Musrenbangnas 2021 : Di Kuartal II Pemda Harus Optimalkan Realisasi APBD

MONITORDAY.COM - Pemulihan ekonomi nasional membutuhkan peran pemerintah pusat dan pemerintah daerah yang sinergis dalam menggenjot serapan anggaran yang potensial sebagai stimulus ekonomi. Belanja Pemerintah jangan sampai menumpuk di akhir tahun. Harus diatur agar merata di setiap kuartal. Hal ini akan mendorong ekonomi tumbuh dengan sehat.
Menteri Keuangan Sri Mulyani menyebut pemerintah daerah (pemda) belum maksimal dalam membelanjakan dana APBD untuk penanganan dampak covid-19 pada tahun lalu. Instrumen fiskal yang seharusnya melakukan countercyclical kemudian mampet atau tidak berjalan waktu ditransfer ke APBD, karena berhenti dan kemudian terjadi lag atau dalam hal ini jeda.
Pertumbuhan ekonomi RI sudah minus pada kuartal II 2020 sebagai dampak pandemi covid-19. Kondisi ini sangat berat mengingat di awal pandemi seluruh negara tengah berjuang untuk mengutamakan keselamatan warga negaranya jauh di atas kepentingan ekonomi. Semua berharap pandemi segera berakhir. Nyatanya memasuki tahun kedua pandemi masih berlangsung.

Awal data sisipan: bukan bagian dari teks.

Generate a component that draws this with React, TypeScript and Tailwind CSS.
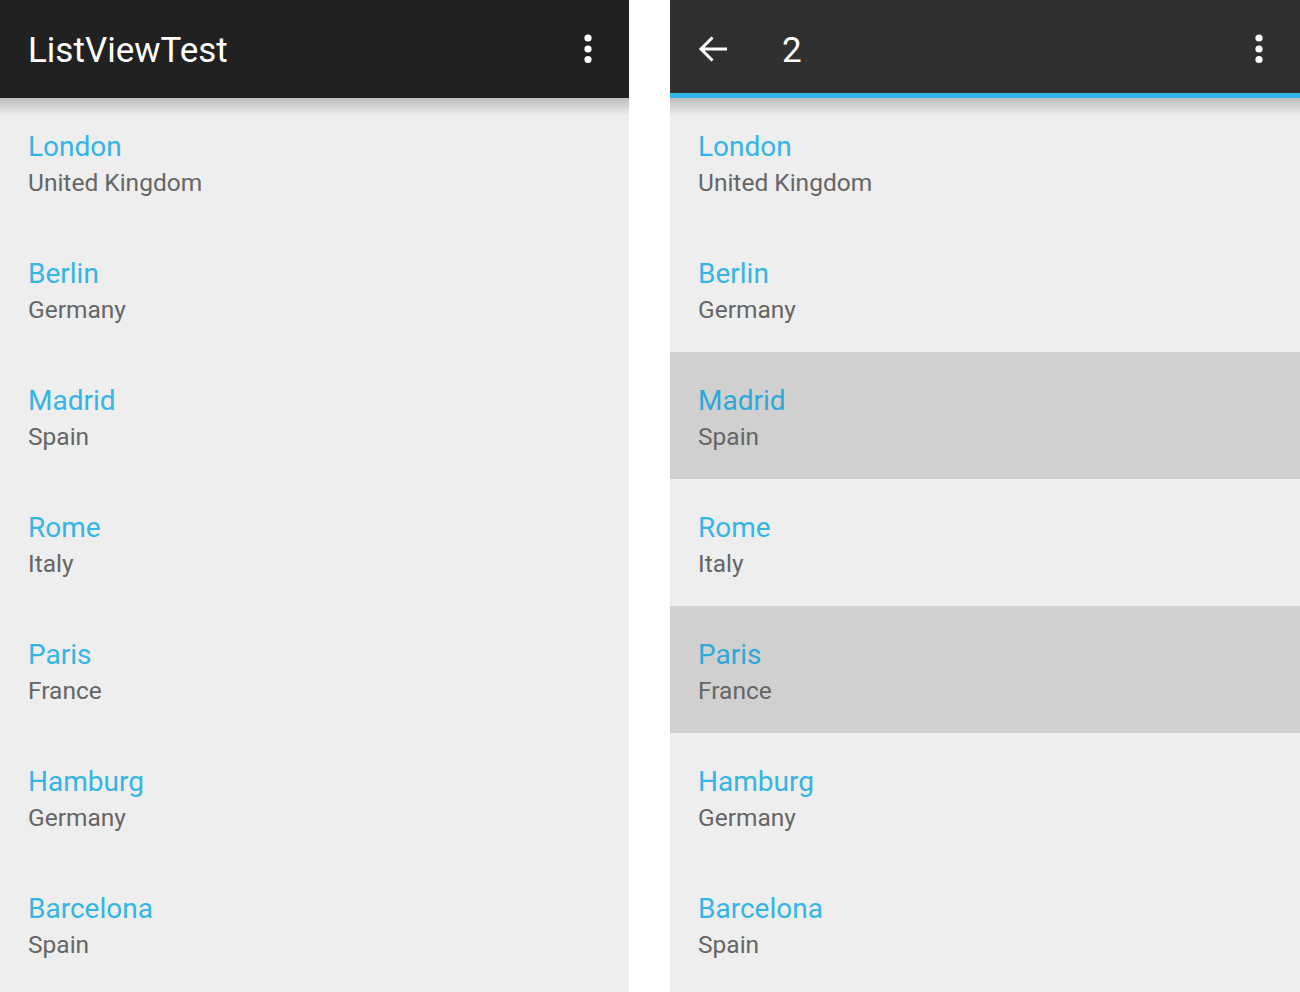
import React from "react";

const cities = [
  { name: "London", country: "United Kingdom" },
  { name: "Berlin", country: "Germany" },
  { name: "Madrid", country: "Spain" },
  { name: "Rome", country: "Italy" },
  { name: "Paris", country: "France" },
  { name: "Hamburg", country: "Germany" },
  { name: "Barcelona", country: "Spain" },
];

function Dots() {
  return (
    <svg width="8" height="30" viewBox="0 0 8 30" className="block">
      <circle cx="4" cy="4" r="3.6" fill="#fff" />
      <circle cx="4" cy="15" r="3.6" fill="#fff" />
      <circle cx="4" cy="25.5" r="3.6" fill="#fff" />
    </svg>
  );
}

function BackArrow() {
  return (
    <svg width="30" height="28" viewBox="0 0 30 28" className="block">
      <path d="M29 14H3M14.5 2.5L3 14l11.5 11.5" stroke="#fff" strokeWidth="3" fill="none" />
    </svg>
  );
}

function Row({ name, country, selected }: { name: string; country: string; selected?: boolean }) {
  return (
    <div className={`h-[127px] pl-[28px] pt-[32px] ${selected ? "bg-[#d0d0d0]" : ""}`}>
      <div className={`text-[28px] leading-[34px] ${selected ? "text-[#2ea8d8]" : "text-[#33b5e5]"}`}>{name}</div>
      <div className="text-[24.5px] leading-[30px] mt-[4px] text-[#666666]">{country}</div>
    </div>
  );
}

function Panel({ mode }: { mode: "normal" | "action" }) {
  const action = mode === "action";
  return (
    <div className="relative h-full bg-[#eeeeee] overflow-hidden">
      {action ? (
        <div className="h-[98px] bg-[#303030] border-b-[5px] border-[#33b5e5] flex items-center pt-[5px] pl-[28px] pr-[37px]">
          <BackArrow />
          <span className="ml-[54px] text-white text-[35px] leading-[40px] mt-[3px]">2</span>
          <div className="ml-auto">
            <Dots />
          </div>
        </div>
      ) : (
        <div className="h-[98px] bg-[#212121] flex items-center pl-[28px] pr-[37px]">
          <span className="text-white text-[35px] leading-[40px] mt-[3px]">ListViewTest</span>
          <div className="ml-auto">
            <Dots />
          </div>
        </div>
      )}
      <div className="absolute left-0 right-0 top-[98px] h-[18px] bg-gradient-to-b from-[#bdbdbd] to-transparent pointer-events-none" />
      <div>
        {cities.map((c, i) => (
          <Row key={c.name} name={c.name} country={c.country} selected={action && (i === 2 || i === 4)} />
        ))}
      </div>
    </div>
  );
}

export default function App() {
  return (
    <div className="w-[1300px] h-[992px] bg-white flex" style={{ fontFamily: "Roboto, 'Noto Sans', sans-serif" }}>
      <div className="w-[629px] h-full">
        <Panel mode="normal" />
      </div>
      <div className="w-[41px]" />
      <div className="w-[630px] h-full">
        <Panel mode="action" />
      </div>
    </div>
  );
}
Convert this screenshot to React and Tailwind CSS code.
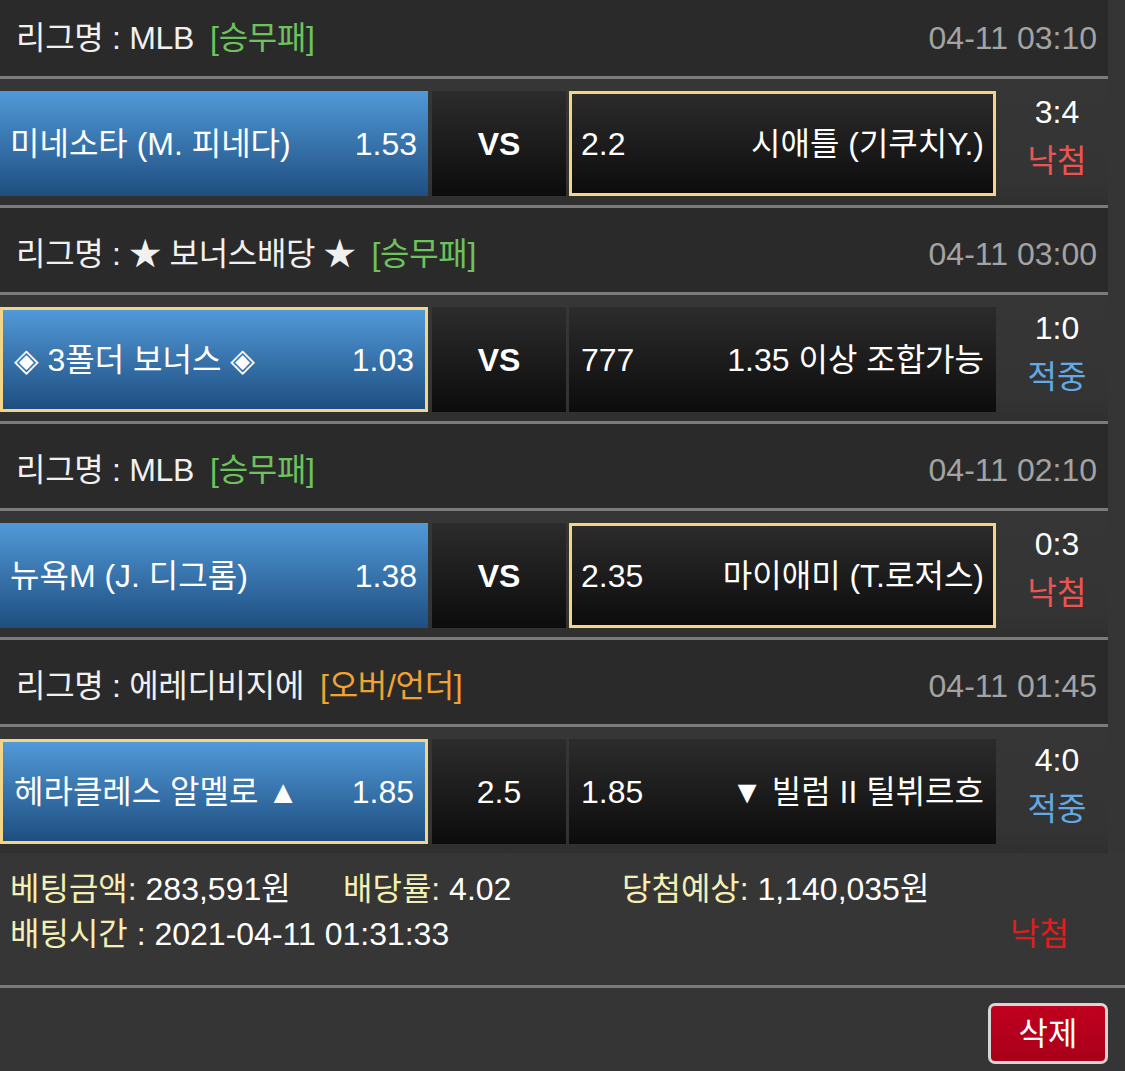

Maka bersamaan dengan upaya mengendalikan pandemi, upaya pemulihan ekonomi harus berlangsung di bawah segala pembatasan kenormalan baru. Dalam situasi ini peran Pemda dalam realisasi belanja Pemerintah sangat krusial.
Nyatanya dana APBD yang mengendap di bank mencapai Rp247,5 triliun pada Oktober 2020, naik signifikan dibanding Juni 2020, yaitu Rp196,2 triliun. Uang mengendap pemda berujung pada resesi ekonomi. Diketahui, pertumbuhan ekonomi Indonesia merosot tajam pada kuartal III dan IV 2020. Tercatat, pertumbuhan ekonomi minus 3,49 persen di kuartal III dan minus 2,19 persen di kuartal IV 2020.
Menteri Dalam Negeri Tito Karnavian meminta Menteri Keuangan Sri Mulyani untuk menunda Transfer ke Daerah dan Dana Desa (TKDD) bagi sejumlah daerah dengan APBD masih mengendap di bank.
Tito mengaku sudah berkoordinasi dengan Ditjen Perimbangan Keuangan Kementerian Keuangan untuk mendata daerah yang belum maksimal menggunakan APBD.
Tito juga mengimbau seluruh kepala daerah untuk menggenjot belanja daerah pada kuartal II 2021 ini. Pasalnya, belanja daerah adalah penggerak perekonomian di daerah guna mempercepat pemulihan ekonomi akibat pandemi covid-19.
Di pertengahan Desember 2020 Direktur Jenderal Bina Keuangan Daerah Kementerian Dalam Negeri Mochamad Ardian mengatakan, realisasi Anggaran Pendapatan dan Belanja Daerah (APBD) di 346 daerah masih di bawah 75%. Akhirnya di akhir tahun kesan kuat realisasi anggaran yang dipaksakan tidak akan optimal dalam menggenjot geliat perekonomian. Hal ini tentu tak menguntungkan bagi semua pihak.
Pemerintah Pusat sudah menekankan agar daerah tersebut segera melakukan percepatan, khususnya oleh Tim Anggaran Pemerintah Daerah (TAPD).
Pada 2020 berdasarkan data Kemendagri, ujar Ardian, daerah dengan serapan anggaran terendah yaitu Mamberamo Raya hanya 44,62% sementara pendapatan daerahnya berjumlah 82,09%.
Selanjutnya, anggaran belanja terendah diikuti oleh Kota Sorong, Mappi, Pangandaran, Karo, Tapanuli Utara, Aceh Timur, Supiori, Nagekeo, Konawe, Jayapura, Kepulauan Yapen, Nias Selatan, Puncak Jaya, Nabire, Berau, Mahakam Ulu, dan seterusnya.
Salah satu faktor realisasi APBD di bawah rata-rata nasional disebabkan belum ada pengesahan Dana Bantuan Operasional Sekolah (BOS). Hal itu diungkapkan Ardian pada Rapat Koordinasi Evaluasi Penyerapan APBD Tahun 2020 Bersama Gubernur, Bupati/Walikota se-Indonesia.